Terraforming Lambdas

When provisioning a Lambda function with Terraform, one gotcha to remember is that Terraform expects the deployment package to exist before it can create the function itself. Put another way, the infrastructure code depends on the application code.

One way of handling this is to manage both the function logic and its provisioning in Terraform using a local file deployment package:

Terraform managing application code

This ensures Terraform can build out its dependency graph correctly and so can create the deployment package before the function.

However, there are a number of downsides to this approach. Firstly, as the docs mention, Terraform is unoptimised for handling large file uploads. It does not handle multi-part or resuming.

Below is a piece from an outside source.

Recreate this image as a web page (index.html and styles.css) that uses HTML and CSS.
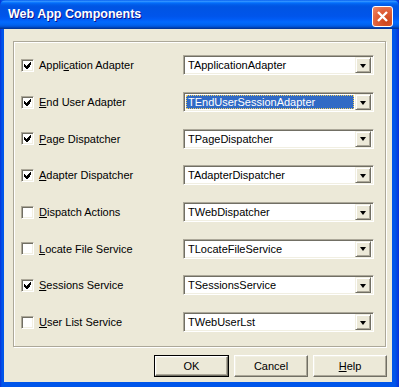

Secondly, because source_code_hash is a computed property (its value isn’t known until terraform apply is ran), Terraform is often overly-cautious in deciding when the deployment package has changed. More often than not, this results in Terraform creating a new version (and therefore reuploading the deployment package) on every run.

Decoupling application code from Terraform

Another approach is to decouple infrastructure from application code. In this approach, Terraform creates a placeholder deployment package to fulfil its dependency requirement and the deployment of the real application code is managed outside of Terraform, ideally in its own automation step:

Decoupled infrastructure and app code

An implementation of this (in Terraform 0.12.x) uses the archive_file provider along with the s3_key and s3_bucket attributes in the Lambda resource:

data "archive_file" "my_lambda_placeholder_zip" {
  type        = "zip"
  output_path = "${path.module}/lambda/my_lambda.zip"

  source {
    content  = "exports.handler = () => {}"
    filename = "index.js"
  }
}

resource "aws_s3_bucket_object" "my_lambda" {
  bucket = aws_s3_bucket.deployment.id
  key    = "lambda/connection-manager.zip"
  source = data.archive_file.core_placeholder_zip.output_path
}

resource "aws_lambda_function" "my_lambda" {
  function_name = "my-lambda"
  description   = "Decoupled Lambda deployment example"
  s3_bucket     = aws_s3_bucket.deployment.id
  s3_key        = aws_s3_bucket_object.my_lambda.id
  handler       = "index.handler"
  runtime       = "nodejs12.x"
}

The application deployment step is then a few lines of shell:

#!/bin/sh

cd /path/to/my-lambda
npm run build
cd dist
zip -9rX "my-lambda.zip" .
aws lambda update-function-code \
  --function-name "my-lambda" \
  --zip-file "fileb://dist/my-lambda.zip"

Conclusion

By decoupling infrastructure from application provisioning in Terraform, we trade managing part of the stack outside of Terraform with the ability to optimise the deployment of application code. Issues surrounding change detection on often large deployment artefacts are resolved and uploads are more efficiently handled by the AWS CLI.

Typically a function’s configuration and dependant infrastructure changes less than application logic itself. By decoupling the two, the risk of failure between infrastructure changesets is reduced.